• WRITTEN EXERCISE: Within the entries below, please return exactly the lines from the one with "Clone this table in React and Tailwind CSS." through the one with "const cols = 'grid", leaving out any pictures.

(Records from a data source)
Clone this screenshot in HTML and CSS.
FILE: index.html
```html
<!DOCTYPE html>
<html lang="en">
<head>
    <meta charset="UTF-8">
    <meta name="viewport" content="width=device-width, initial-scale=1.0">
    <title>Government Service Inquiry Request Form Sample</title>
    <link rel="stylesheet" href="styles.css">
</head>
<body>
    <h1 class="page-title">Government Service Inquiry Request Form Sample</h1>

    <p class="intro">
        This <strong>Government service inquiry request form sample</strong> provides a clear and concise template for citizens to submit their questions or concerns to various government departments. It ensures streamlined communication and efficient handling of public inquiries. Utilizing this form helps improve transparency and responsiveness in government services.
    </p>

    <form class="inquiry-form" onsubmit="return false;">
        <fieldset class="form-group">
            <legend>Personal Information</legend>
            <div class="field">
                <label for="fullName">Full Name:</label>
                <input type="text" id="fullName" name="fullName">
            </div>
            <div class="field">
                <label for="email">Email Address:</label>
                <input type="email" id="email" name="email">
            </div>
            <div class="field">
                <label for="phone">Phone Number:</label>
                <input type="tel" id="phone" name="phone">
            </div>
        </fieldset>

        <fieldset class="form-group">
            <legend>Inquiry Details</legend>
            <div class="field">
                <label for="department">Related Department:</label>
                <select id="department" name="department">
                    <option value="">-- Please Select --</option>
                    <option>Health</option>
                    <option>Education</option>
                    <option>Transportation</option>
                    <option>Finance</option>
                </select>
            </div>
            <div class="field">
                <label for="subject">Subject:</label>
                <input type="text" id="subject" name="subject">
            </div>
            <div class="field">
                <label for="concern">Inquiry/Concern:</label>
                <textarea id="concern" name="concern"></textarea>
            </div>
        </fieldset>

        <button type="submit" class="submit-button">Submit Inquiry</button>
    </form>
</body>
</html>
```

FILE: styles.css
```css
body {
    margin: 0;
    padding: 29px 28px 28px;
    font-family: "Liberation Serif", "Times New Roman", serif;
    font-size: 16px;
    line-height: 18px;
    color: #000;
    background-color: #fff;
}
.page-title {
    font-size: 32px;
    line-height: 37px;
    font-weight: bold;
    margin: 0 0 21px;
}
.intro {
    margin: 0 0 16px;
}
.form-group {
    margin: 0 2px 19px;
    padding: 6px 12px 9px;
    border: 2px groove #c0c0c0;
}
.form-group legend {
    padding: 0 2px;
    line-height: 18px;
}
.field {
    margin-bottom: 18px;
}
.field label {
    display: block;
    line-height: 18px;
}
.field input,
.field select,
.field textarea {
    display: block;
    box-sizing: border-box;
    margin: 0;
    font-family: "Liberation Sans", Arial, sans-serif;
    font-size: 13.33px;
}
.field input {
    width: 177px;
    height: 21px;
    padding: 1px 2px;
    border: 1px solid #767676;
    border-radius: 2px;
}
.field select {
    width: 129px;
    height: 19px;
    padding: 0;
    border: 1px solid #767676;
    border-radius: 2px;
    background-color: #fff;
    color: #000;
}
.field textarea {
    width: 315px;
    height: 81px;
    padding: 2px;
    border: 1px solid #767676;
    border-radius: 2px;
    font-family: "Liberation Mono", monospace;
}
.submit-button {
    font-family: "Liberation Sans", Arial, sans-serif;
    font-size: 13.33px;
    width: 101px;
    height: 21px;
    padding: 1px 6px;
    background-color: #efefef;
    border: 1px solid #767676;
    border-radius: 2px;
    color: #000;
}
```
---
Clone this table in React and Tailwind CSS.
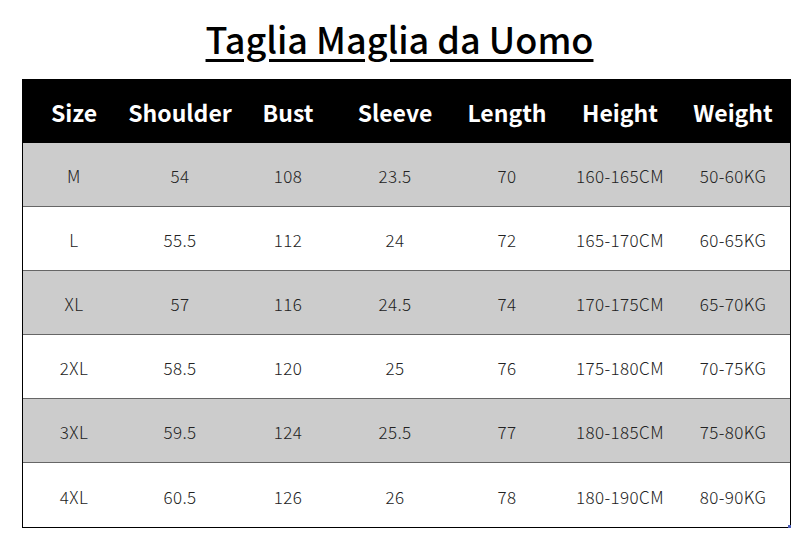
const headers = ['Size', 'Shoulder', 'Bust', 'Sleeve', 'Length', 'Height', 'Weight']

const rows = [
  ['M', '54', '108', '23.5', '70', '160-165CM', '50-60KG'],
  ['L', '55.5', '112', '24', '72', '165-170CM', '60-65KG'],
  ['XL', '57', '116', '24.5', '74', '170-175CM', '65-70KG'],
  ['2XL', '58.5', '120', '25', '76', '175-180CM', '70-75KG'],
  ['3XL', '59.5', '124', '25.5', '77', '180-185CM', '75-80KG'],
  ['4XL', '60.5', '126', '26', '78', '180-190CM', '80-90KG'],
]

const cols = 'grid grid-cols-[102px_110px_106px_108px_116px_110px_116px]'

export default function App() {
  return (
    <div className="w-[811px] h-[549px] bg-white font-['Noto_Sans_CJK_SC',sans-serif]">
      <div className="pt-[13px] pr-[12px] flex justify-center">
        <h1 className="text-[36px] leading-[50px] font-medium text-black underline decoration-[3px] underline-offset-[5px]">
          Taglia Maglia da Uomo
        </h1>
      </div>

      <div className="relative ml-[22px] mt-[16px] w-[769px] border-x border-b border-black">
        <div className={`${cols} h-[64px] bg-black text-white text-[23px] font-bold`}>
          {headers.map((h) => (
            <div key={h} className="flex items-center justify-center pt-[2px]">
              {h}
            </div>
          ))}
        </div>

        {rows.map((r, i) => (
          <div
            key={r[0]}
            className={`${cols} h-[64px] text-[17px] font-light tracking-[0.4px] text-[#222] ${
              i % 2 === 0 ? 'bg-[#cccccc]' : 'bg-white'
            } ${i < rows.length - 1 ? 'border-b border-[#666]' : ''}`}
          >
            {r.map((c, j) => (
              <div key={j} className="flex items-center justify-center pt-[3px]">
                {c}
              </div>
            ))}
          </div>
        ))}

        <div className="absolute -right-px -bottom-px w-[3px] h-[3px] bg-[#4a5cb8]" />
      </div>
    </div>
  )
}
...
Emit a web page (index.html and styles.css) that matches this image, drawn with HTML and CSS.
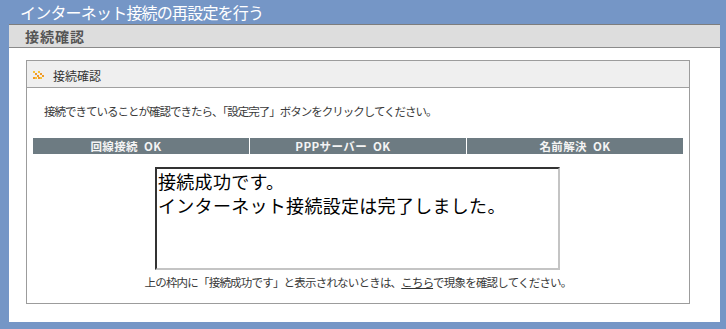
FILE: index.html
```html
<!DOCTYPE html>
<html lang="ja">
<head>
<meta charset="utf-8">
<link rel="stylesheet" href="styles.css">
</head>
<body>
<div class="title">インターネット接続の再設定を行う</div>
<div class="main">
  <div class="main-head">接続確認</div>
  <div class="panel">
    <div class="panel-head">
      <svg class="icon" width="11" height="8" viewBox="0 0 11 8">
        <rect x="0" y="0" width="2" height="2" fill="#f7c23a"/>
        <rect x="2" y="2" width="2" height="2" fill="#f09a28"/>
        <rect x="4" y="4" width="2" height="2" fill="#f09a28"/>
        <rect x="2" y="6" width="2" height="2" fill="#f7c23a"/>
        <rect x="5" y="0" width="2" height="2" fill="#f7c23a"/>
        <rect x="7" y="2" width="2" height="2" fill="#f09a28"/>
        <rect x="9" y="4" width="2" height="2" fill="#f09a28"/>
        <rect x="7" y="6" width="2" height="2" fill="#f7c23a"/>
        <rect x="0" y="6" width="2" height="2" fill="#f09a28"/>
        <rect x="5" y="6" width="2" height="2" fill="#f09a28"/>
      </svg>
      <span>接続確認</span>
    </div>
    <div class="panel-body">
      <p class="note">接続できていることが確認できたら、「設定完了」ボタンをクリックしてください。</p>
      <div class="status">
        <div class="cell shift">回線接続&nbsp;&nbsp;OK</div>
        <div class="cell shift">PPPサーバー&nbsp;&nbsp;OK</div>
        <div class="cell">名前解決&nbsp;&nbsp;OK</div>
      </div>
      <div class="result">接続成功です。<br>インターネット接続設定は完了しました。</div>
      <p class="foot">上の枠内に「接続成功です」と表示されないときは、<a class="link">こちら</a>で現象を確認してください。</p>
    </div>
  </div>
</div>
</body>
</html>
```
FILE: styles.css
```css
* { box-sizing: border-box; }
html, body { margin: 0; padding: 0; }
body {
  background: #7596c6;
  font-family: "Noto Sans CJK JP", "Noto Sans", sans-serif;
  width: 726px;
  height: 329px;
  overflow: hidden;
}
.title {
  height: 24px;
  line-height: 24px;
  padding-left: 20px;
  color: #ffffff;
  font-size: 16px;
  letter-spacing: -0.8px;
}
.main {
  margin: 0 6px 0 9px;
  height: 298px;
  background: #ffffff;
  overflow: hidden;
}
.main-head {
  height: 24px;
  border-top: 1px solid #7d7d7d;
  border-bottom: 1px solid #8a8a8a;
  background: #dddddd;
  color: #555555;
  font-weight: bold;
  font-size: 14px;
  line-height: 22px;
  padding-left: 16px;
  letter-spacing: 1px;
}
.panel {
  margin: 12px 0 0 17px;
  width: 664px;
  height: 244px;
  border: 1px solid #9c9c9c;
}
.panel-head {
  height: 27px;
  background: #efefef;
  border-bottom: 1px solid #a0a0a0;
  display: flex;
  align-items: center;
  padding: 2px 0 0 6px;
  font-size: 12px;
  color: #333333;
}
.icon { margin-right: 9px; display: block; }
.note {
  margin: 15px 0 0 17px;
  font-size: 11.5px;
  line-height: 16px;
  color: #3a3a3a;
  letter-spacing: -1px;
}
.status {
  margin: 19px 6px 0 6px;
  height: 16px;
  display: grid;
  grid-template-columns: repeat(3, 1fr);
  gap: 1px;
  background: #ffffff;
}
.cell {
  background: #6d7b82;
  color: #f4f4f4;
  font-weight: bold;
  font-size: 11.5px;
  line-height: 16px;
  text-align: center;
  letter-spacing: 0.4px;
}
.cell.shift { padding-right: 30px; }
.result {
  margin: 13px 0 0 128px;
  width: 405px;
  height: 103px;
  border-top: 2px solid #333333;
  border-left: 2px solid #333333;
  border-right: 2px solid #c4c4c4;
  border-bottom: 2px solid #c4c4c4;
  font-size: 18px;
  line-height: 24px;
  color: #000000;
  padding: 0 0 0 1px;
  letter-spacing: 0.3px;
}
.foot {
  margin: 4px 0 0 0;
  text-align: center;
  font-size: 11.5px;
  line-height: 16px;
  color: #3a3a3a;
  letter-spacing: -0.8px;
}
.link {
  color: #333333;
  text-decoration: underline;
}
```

• SOLUTION:
Clone this table in React and Tailwind CSS.
const headers = ['Size', 'Shoulder', 'Bust', 'Sleeve', 'Length', 'Height', 'Weight']

const rows = [
  ['M', '54', '108', '23.5', '70', '160-165CM', '50-60KG'],
  ['L', '55.5', '112', '24', '72', '165-170CM', '60-65KG'],
  ['XL', '57', '116', '24.5', '74', '170-175CM', '65-70KG'],
  ['2XL', '58.5', '120', '25', '76', '175-180CM', '70-75KG'],
  ['3XL', '59.5', '124', '25.5', '77', '180-185CM', '75-80KG'],
  ['4XL', '60.5', '126', '26', '78', '180-190CM', '80-90KG'],
]

const cols = 'grid grid-cols-[102px_110px_106px_108px_116px_110px_116px]'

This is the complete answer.